■ SET PROBLEM ■
Among the lines below, count those with "styled". Give only the number.

--------------------

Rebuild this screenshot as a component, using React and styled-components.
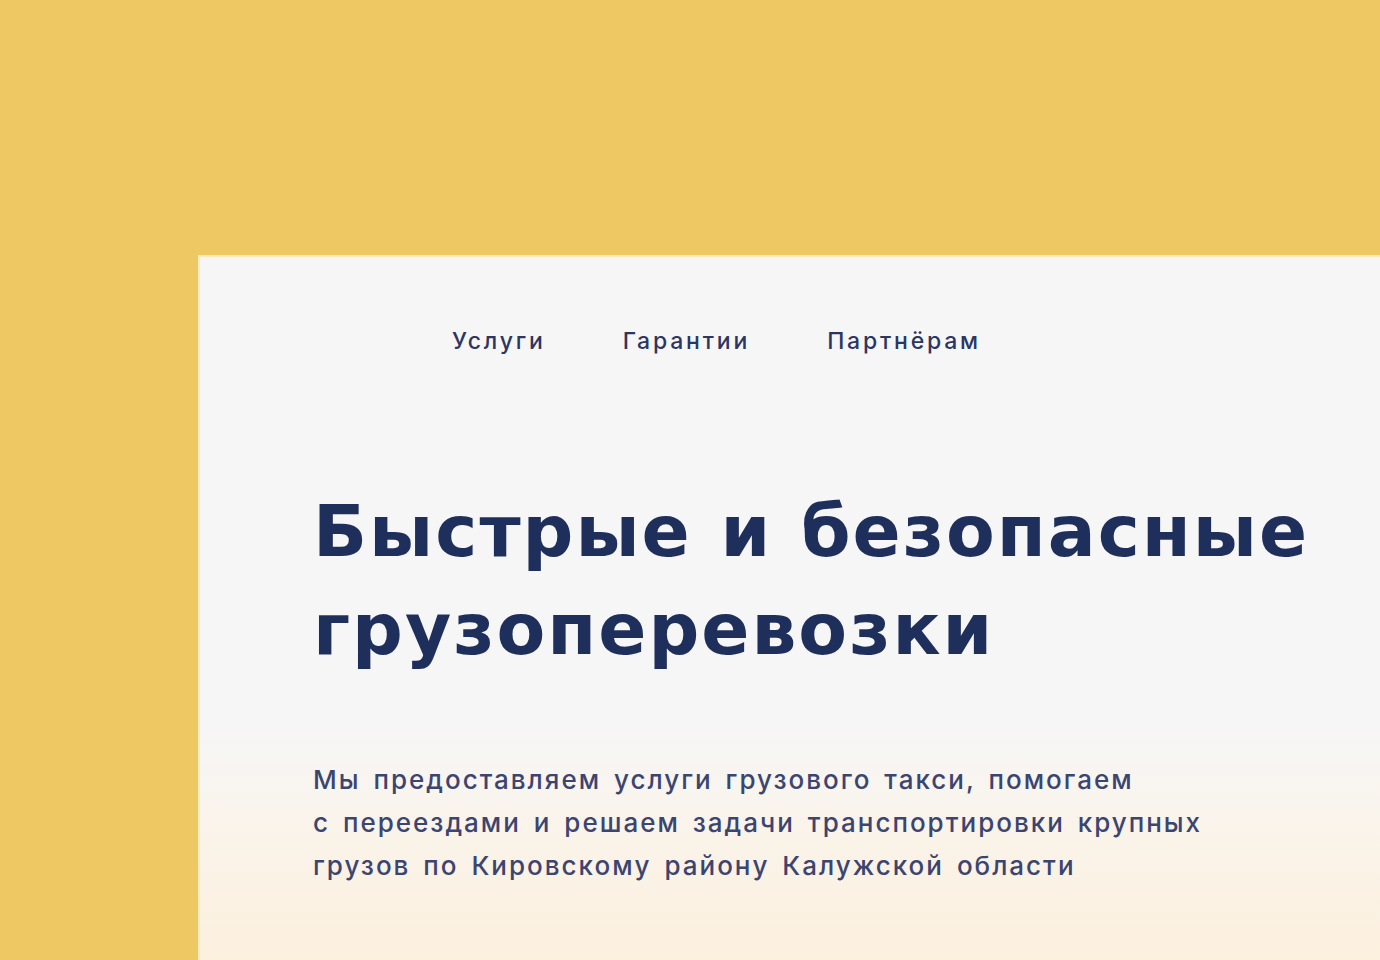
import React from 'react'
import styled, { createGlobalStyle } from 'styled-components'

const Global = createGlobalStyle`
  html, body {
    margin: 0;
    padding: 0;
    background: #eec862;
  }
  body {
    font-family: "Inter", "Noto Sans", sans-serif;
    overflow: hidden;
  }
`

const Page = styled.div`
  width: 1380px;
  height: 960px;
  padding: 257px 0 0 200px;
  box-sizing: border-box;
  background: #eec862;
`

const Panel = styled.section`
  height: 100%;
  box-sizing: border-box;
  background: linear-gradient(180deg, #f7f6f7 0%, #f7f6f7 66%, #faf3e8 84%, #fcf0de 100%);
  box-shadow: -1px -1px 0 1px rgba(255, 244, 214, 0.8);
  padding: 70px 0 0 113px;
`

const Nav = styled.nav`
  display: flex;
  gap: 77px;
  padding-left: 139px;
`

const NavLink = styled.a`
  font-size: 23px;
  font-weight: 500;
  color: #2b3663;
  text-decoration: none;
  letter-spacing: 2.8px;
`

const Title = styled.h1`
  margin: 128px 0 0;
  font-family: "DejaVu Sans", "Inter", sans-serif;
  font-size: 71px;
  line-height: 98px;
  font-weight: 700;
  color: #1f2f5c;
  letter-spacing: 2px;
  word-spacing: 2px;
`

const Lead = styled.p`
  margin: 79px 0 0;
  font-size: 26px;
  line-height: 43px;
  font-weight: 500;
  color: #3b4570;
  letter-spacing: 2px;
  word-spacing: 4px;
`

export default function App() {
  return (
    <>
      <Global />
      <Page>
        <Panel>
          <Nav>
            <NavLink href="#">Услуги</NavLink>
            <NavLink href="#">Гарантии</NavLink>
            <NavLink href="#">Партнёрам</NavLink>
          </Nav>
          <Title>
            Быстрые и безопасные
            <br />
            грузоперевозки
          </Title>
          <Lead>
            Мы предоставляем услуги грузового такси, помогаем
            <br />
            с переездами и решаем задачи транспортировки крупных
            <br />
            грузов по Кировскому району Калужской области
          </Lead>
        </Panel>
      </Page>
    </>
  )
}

--------------------

■ REPLY ■
8